Red Death is billed as a riff on Poe, but don't expect a mere adaptation of the short story, even in deconstructed form. The play does indeed derive certain markers from the short story (there is a character named Prospero (John McAdams) here, his boat -- which figures prominently in the play -- is called Avatar (from Poe's second line: "Blood was its Avatar...") and toward play's end, those assembled adjourn to a bar called Poe's. But whereas the short story is an allegory about the inevitability of death, an attempt to shun it by sequestration that is foiled as it seeps in, the play introduces one Janes Withers (Maria Striar), erstwhile kindergarten teacher and sometimes lifeguard (its own bit of symbolism), who instead stares death in the face.

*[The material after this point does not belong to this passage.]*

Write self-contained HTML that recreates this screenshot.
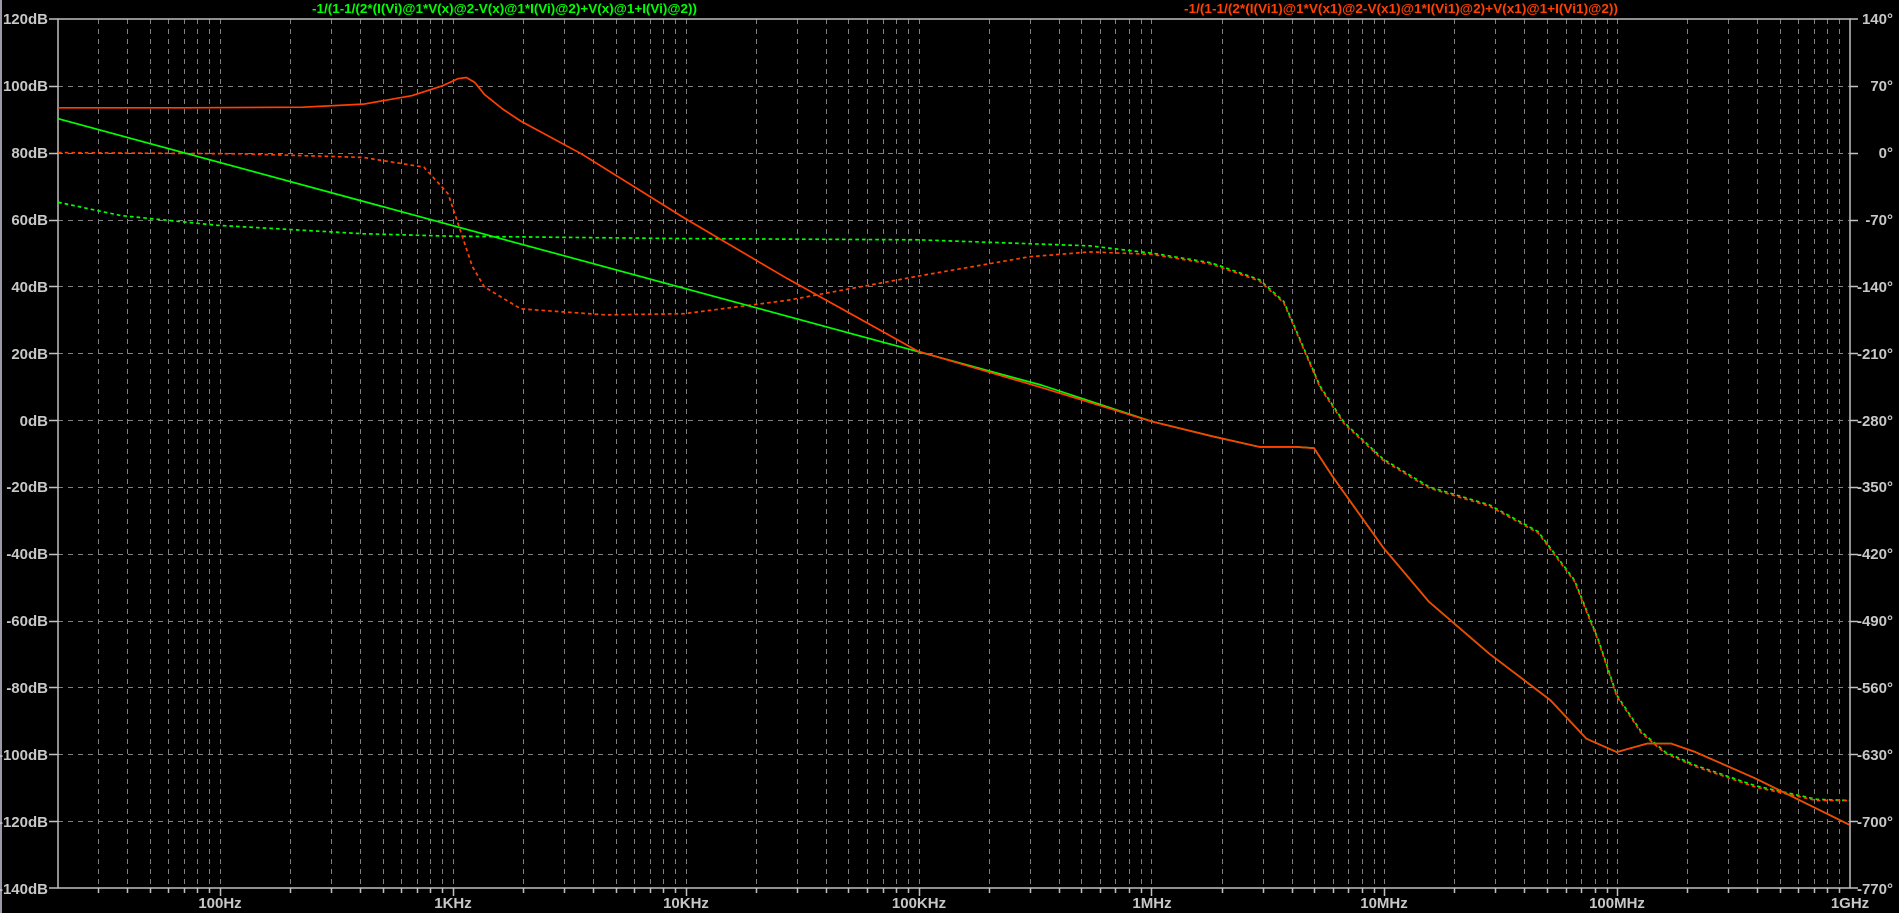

Evil in Red Death revolves around the enigmatic "Panel," an extra-legal organization that has cult-like qualities. Jane is a lapsed Panel recruit, and as we first meet her she has become the subject of Panel inquiry, interrogated in a secret location by a "detective" (Robert Alexander Owens), her accusers hidden from view. It seems she's started snooping for her own account, following a trail that leads her to Prospero, his wife Connie (Mary Shultz) and daughter Lucinda (Meghan Love). In a series of locales (each identified by projections) as diverse as Grass Lake, Michigan (something of an epicenter), Golden Sands, Florida, Barcelona, a spot in Texas near the Mexican border, onboard the Avatar and a spa in California, the chase ensues. It's a swarm of mysterious suspense, the further details of which are best left to viewing.
Production elements are particular fine: Alexander Dodge's set incorporates an upstage translucent panel that's particularly effective especially with the scene setting colors of John-Paul Szczepanski's lighting effects. (Color figures prominently in Poe's story, and here as well.) Miranda Hoffman's costumes are excellent, as is Matthew Burton's sound design.
The cast registers convincingly. Maria Striar has the laboring oar, and wields it effectively throughout. Messrs. Owens and McAdams convey interesting nuances as does Mel Jurden as Jane's father. Meghan Love does good work as Lucinda and although Mary Shultz develops Connie's character nicely, she's the only cast member who seems less than fully prepared (at least the night I saw her).
I can't say that Red Death is a brilliant work but it is well written and quirkily compelling, with enough inventiveness to produce a solid evening of theater. Who's good, who's bad, what's true and what's false? You may not get all the answers, but you'll leave with a healthy dose of questions that can take you far in many directions -- hopefully not to a small town called Grass Lake (pop. 642 plus or minus a few).